Finish quality and long-term durability
Serious AK owners notice finish quality because the platform gets used hard. Anodizing, Cerakote, and similar treatments are not just visual upgrades. They help protect the part from abrasion, moisture, and regular handling wear.
Cerakoted handguards are especially popular for builders who want added surface protection and a more custom look without compromising function. That said, finish should never be the first filter. A great color on the wrong fitment is still the wrong part. Start with compatibility, then lock in material, profile, and mounting features, and only after that worry about finish.

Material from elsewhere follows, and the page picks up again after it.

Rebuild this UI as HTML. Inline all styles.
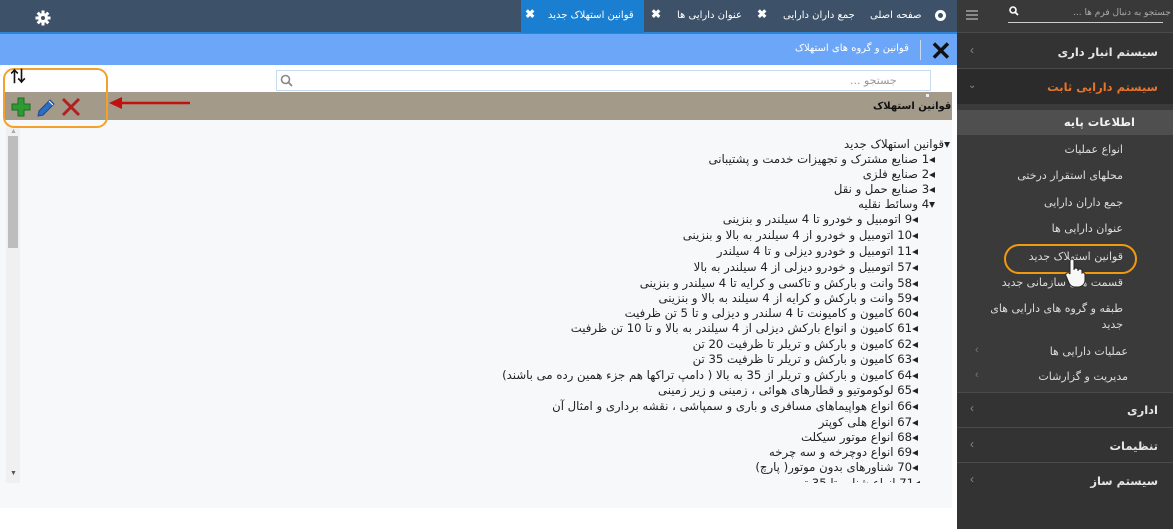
<!DOCTYPE html>
<html><head><meta charset="utf-8"><style>
*{margin:0;padding:0;box-sizing:border-box}
body{width:1173px;height:529px;overflow:hidden;background:#fff;font-family:"Liberation Sans","Noto Sans CJK SC",sans-serif;position:relative}
.a{position:absolute}
.t{position:absolute;white-space:nowrap;direction:rtl;font-family:"DejaVu Sans","Noto Sans CJK SC",sans-serif}
.tr{font-size:11.7px;color:#222;line-height:15px}
.sb{color:#e6e6e6;font-size:11.5px;font-weight:bold}
.sub{color:#ddd;font-size:11px}
</style></head><body>
<!-- top bar -->
<div class="a" style="left:0;top:0;width:957px;height:32px;background:#3d5168"></div>
<div class="a" style="left:0;top:32px;width:957px;height:2px;background:#2b85d8"></div>
<div class="a" style="left:0;top:34px;width:957px;height:31px;background:#6ca6f8"></div>
<svg class="a" style="left:35px;top:10px" width="16" height="16" viewBox="0 0 16 16"><g fill="#fff"><circle cx="8" cy="8" r="5"/><rect x="6.5" y="0.5" width="3" height="15"/><rect x="0.5" y="6.5" width="15" height="3"/><rect x="6.5" y="0.5" width="3" height="15" transform="rotate(45 8 8)"/><rect x="6.5" y="0.5" width="3" height="15" transform="rotate(-45 8 8)"/></g><circle cx="8" cy="8" r="2" fill="#3d5168"/></svg>
<div class="a" style="left:521px;top:0;width:123px;height:33px;background:#1a7fd0"></div>
<div class="t" style="left:548px;top:10px;font-size:10px;color:#fff">قوانین استهلاک جدید</div>
<div class="a" style="left:525px;top:7px;color:#fff;font-size:12px;font-weight:bold">✖</div>
<div class="a" style="left:651px;top:7px;color:#fff;font-size:12px;font-weight:bold">✖</div>
<div class="t" style="left:677px;top:10px;font-size:10px;color:#fff">عنوان دارایی ها</div>
<div class="a" style="left:757px;top:7px;color:#fff;font-size:12px;font-weight:bold">✖</div>
<div class="t" style="left:783px;top:10px;font-size:10px;color:#fff">جمع داران دارایی</div>
<div class="t" style="left:870px;top:10px;font-size:10px;color:#fff">صفحه اصلی</div>
<div class="a" style="left:935px;top:10px;width:11px;height:11px;border-radius:50%;background:#fff"></div>
<div class="a" style="left:938px;top:13px;width:5px;height:5px;border-radius:50%;background:#3d5168"></div>
<!-- header band -->
<div class="a" style="left:930px;top:38px;font-size:26px;line-height:26px;font-weight:bold;color:#111">✕</div>
<div class="a" style="left:920px;top:40px;width:1px;height:20px;background:#c9d9ef"></div>
<div class="t" style="left:795px;top:43px;font-size:10px;color:#fff">قوانین و گروه های استهلاک</div>
<!-- search -->
<div class="a" style="left:276px;top:70px;width:655px;height:21px;border:1px solid #c5dcef;background:#fff"></div>
<svg class="a" style="left:280px;top:74px" width="13" height="13"><circle cx="5.5" cy="5.5" r="4" stroke="#888" stroke-width="1.6" fill="none"/><line x1="8.5" y1="8.5" x2="12" y2="12" stroke="#888" stroke-width="1.8"/></svg>
<div class="t" style="left:850px;top:74px;font-size:11px;color:#999">جستجو ...</div>
<!-- tan bar -->
<div class="a" style="left:5px;top:92px;width:947px;height:28px;background:#a39a89"></div>
<div class="a" style="left:926px;top:94px;width:3px;height:3px;background:#eee"></div>
<div class="t" style="left:873px;top:101px;font-size:10px;font-weight:bold;color:#111">قوانین استهلاک</div>
<!-- tree area -->
<div class="a" style="left:0;top:120px;width:952px;height:388px;background:#f7f8fa"></div>
<div class="a" style="left:6px;top:125px;width:14px;height:358px;background:#f0f0f0"></div>
<div class="a" style="left:8px;top:136px;width:10px;height:112px;background:#bdbdbd"></div>
<div class="a" style="left:10px;top:128px;font-size:7px;color:#aaa">▲</div>
<div class="a" style="left:10px;top:470px;font-size:7px;color:#555">▼</div>
<!-- toolbar icons -->
<div class="a" style="left:3px;top:68px;width:105px;height:60px;border:2px solid #f5a02a;border-radius:11px"></div>
<div class="a" style="left:10px;top:69px;font-size:16px;font-weight:bold;color:#111;line-height:18px">⇅</div>
<svg class="a" style="left:10px;top:96px" width="22" height="22"><path d="M8 2h6v6h6v6h-6v6h-6v-6h-6v-6h6z" fill="#2e9a34" stroke="#1d6e22"/></svg>
<svg class="a" style="left:34px;top:96px" width="22" height="22"><path d="M4 20l1-5 11-11 4 4-11 11z" fill="#2e6dc4" stroke="#1a4a90"/><path d="M15 5l4 4" stroke="#fff" stroke-width="1"/></svg>
<svg class="a" style="left:60px;top:96px" width="22" height="22"><path d="M3 3L19 19M19 3L3 19" stroke="#b02020" stroke-width="3"/></svg>
<svg class="a" style="left:108px;top:96px" width="84" height="14"><path d="M12 7H82" stroke="#c01010" stroke-width="2.5"/><path d="M1 7l13-6v12z" fill="#c01010"/></svg>
<!-- tree -->
<div class="t tr" style="right:223px;top:137px">▾قوانین استهلاک جدید</div>
<div class="t tr" style="right:238px;top:152px">◂1 صنایع مشترک و تجهیزات خدمت و پشتیبانی</div>
<div class="t tr" style="right:238px;top:167px">◂2 صنایع فلزی</div>
<div class="t tr" style="right:238px;top:182px">◂3 صنایع حمل و نقل</div>
<div class="t tr" style="right:238px;top:197px">▾4 وسائط نقلیه</div>
<div class="t tr" style="right:255px;top:212px">◂9 اتومبیل و خودرو تا 4 سیلندر و بنزینی</div>
<div class="t tr" style="right:255px;top:228px">◂10 اتومبیل و خودرو از 4 سیلندر به بالا و بنزینی</div>
<div class="t tr" style="right:255px;top:244px">◂11 اتومبیل و خودرو دیزلی و تا 4 سیلندر</div>
<div class="t tr" style="right:255px;top:260px">◂57 اتومبیل و خودرو دیزلی از 4 سیلندر به بالا</div>
<div class="t tr" style="right:255px;top:276px">◂58 وانت و بارکش و تاکسی و کرایه تا 4 سیلندر و بنزینی</div>
<div class="t tr" style="right:255px;top:291px">◂59 وانت و بارکش و کرایه از 4 سیلند به بالا و بنزینی</div>
<div class="t tr" style="right:255px;top:306px">◂60 کامیون و کامیونت تا 4 سلندر و دیزلی و تا 5 تن ظرفیت</div>
<div class="t tr" style="right:255px;top:321px">◂61 کامیون و انواع بارکش دیزلی از 4 سیلندر به بالا و تا 10 تن ظرفیت</div>
<div class="t tr" style="right:255px;top:337px">◂62 کامیون و بارکش و تریلر تا ظرفیت 20 تن</div>
<div class="t tr" style="right:255px;top:352px">◂63 کامیون و بارکش و تریلر تا ظرفیت 35 تن</div>
<div class="t tr" style="right:255px;top:368px">◂64 کامیون و بارکش و تریلر از 35 به بالا ( دامپ تراکها هم جزء همین رده می باشند)</div>
<div class="t tr" style="right:255px;top:383px">◂65 لوکوموتیو و قطارهای هوائی ، زمینی و زیر زمینی</div>
<div class="t tr" style="right:255px;top:399px">◂66 انواع هواپیماهای مسافری و باری و سمپاشی ، نقشه برداری و امثال آن</div>
<div class="t tr" style="right:255px;top:415px">◂67 انواع هلی کوپتر</div>
<div class="t tr" style="right:255px;top:430px">◂68 انواع موتور سیکلت</div>
<div class="t tr" style="right:255px;top:445px">◂69 انواع دوچرخه و سه چرخه</div>
<div class="t tr" style="right:255px;top:460px">◂70 شناورهای بدون موتور( پارچ)</div>
<div class="a" style="left:700px;top:476px;width:220px;height:7px;overflow:hidden"><div class="t tr" style="right:0;top:0">◂71 انواع شناور تا 35 تن</div></div>
<!-- sidebar -->
<div class="a" style="left:957px;top:0;width:216px;height:529px;background:#333"></div>
<div class="a" style="left:957px;top:0;width:216px;height:33px;background:#393939;border-bottom:1px solid #4a4a4a"></div>
<div class="a" style="left:966px;top:10px;width:12px;height:10px;border-top:2px solid #888;border-bottom:2px solid #888"></div>
<div class="a" style="left:966px;top:14px;width:12px;height:2px;background:#888"></div>
<div class="a" style="left:1008px;top:22px;width:155px;height:1px;background:#ccc"></div>
<div class="t" style="left:1073px;top:8px;font-size:9px;color:#aaa">جستجو به دنبال فرم ها ...</div>
<svg class="a" style="left:1009px;top:6px" width="10" height="10"><circle cx="4" cy="4" r="3" stroke="#fff" stroke-width="1.6" fill="none"/><line x1="6" y1="6" x2="9" y2="9" stroke="#fff" stroke-width="1.8"/></svg>
<div class="t sb" style="right:15px;top:45px">سیستم انبار داری</div>
<div class="a" style="left:970px;top:43px;color:#888;font-size:12px">‹</div>
<div class="a" style="left:957px;top:68px;width:216px;height:1px;background:#4a4a4a"></div>
<div class="a" style="left:957px;top:69px;width:216px;height:35px;background:#2b2b2b"></div>
<div class="t" style="right:15px;top:80px;color:#e8742a;font-size:11.5px;font-weight:bold">سیستم دارایی ثابت</div>
<div class="a" style="left:968px;top:80px;color:#888;font-size:10px">⌄</div>
<div class="a" style="left:957px;top:104px;width:216px;height:288px;background:#3a3a3a"></div>
<div class="a" style="left:957px;top:110px;width:216px;height:25px;background:#4f4f4f"></div>
<div class="t sb" style="right:38px;top:115px;color:#f2f2f2">اطلاعات پایه</div>
<div class="t sub" style="right:50px;top:143px">انواع عملیات</div>
<div class="t sub" style="right:50px;top:169px">محلهای استقرار درختی</div>
<div class="t sub" style="right:50px;top:196px">جمع داران دارایی</div>
<div class="t sub" style="right:50px;top:222px">عنوان دارایی ها</div>
<div class="a" style="left:1004px;top:244px;width:133px;height:30px;border:2px solid #f09a10;border-radius:15px"></div>
<div class="t sub" style="right:50px;top:250px">قوانین استهلاک جدید</div>
<div class="t sub" style="right:50px;top:276px">قسمت های سازمانی جدید</div>
<svg class="a" style="left:1064px;top:258px" width="22" height="30"><path d="M6 14V3a2 2 0 0 1 4 0v9a2 2 0 0 1 4 0v1a2 2 0 0 1 4 0v2a2 2 0 0 1 3 1v6c0 4-3 7-7 7h-3c-3 0-5-2-6-4L2 18a2 2 0 0 1 4-2z" fill="#f8f8f8" stroke="#222" stroke-width="1"/></svg>
<div class="t sub" style="right:50px;top:302px">طبقه و گروه های دارایی های</div>
<div class="t sub" style="right:50px;top:318px">جدید</div>
<div class="t sub" style="right:45px;top:345px">عملیات دارایی ها</div>
<div class="t sub" style="right:45px;top:370px">مدیریت و گزارشات</div>
<div class="a" style="left:975px;top:344px;color:#777;font-size:11px">‹</div>
<div class="a" style="left:975px;top:369px;color:#777;font-size:11px">‹</div>
<div class="a" style="left:957px;top:392px;width:216px;height:1px;background:#4a4a4a"></div>
<div class="t sb" style="right:15px;top:403px">اداری</div>
<div class="a" style="left:970px;top:401px;color:#888;font-size:12px">‹</div>
<div class="a" style="left:957px;top:427px;width:216px;height:1px;background:#4a4a4a"></div>
<div class="t sb" style="right:15px;top:439px">تنظیمات</div>
<div class="a" style="left:970px;top:437px;color:#888;font-size:12px">‹</div>
<div class="a" style="left:957px;top:462px;width:216px;height:1px;background:#4a4a4a"></div>
<div class="t sb" style="right:15px;top:474px">سیستم ساز</div>
<div class="a" style="left:970px;top:472px;color:#888;font-size:12px">‹</div>
</body></html>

The same logic applies to machining quality and overall construction. A handguard should feel purposeful, not overbuilt for marketing value or underbuilt for price-point appeal. Clean edges, consistent hardware, tight tolerances, and a stable lockup matter more than cosmetic gimmicks.
How to choose the right AK handguards for your rifle
The smartest way to buy is to think in terms of rifle role. If you are modernizing an AKM for practical use, a durable lower-profile M-LOK setup may be the sweet spot. If you are working with an AK-74 and want a more updated support-hand position, a longer handguard with solid ventilation could be the better answer. If you are building around an AKSU, compact dimensions and correct fitment matter more than chasing maximum accessory space.
Ask three questions before you buy. What exact rifle variant am I fitting? What accessories do I actually plan to mount? How much am I willing to change the rifle’s weight and balance? Those answers narrow the field fast.
That approach also keeps you from overbuilding the front end. The AK platform rewards practical upgrades. A handguard should improve handling, control, and durability while respecting the rifle’s operating layout and natural balance. Once you start adding unnecessary bulk, the rifle can lose the speed and simplicity that made it worth upgrading in the first place.
The right handguard does not need to do everything. It needs to fit your variant, support your use case, and hold up under real firing conditions. Get those three right, and the rest of the build tends to fall into place.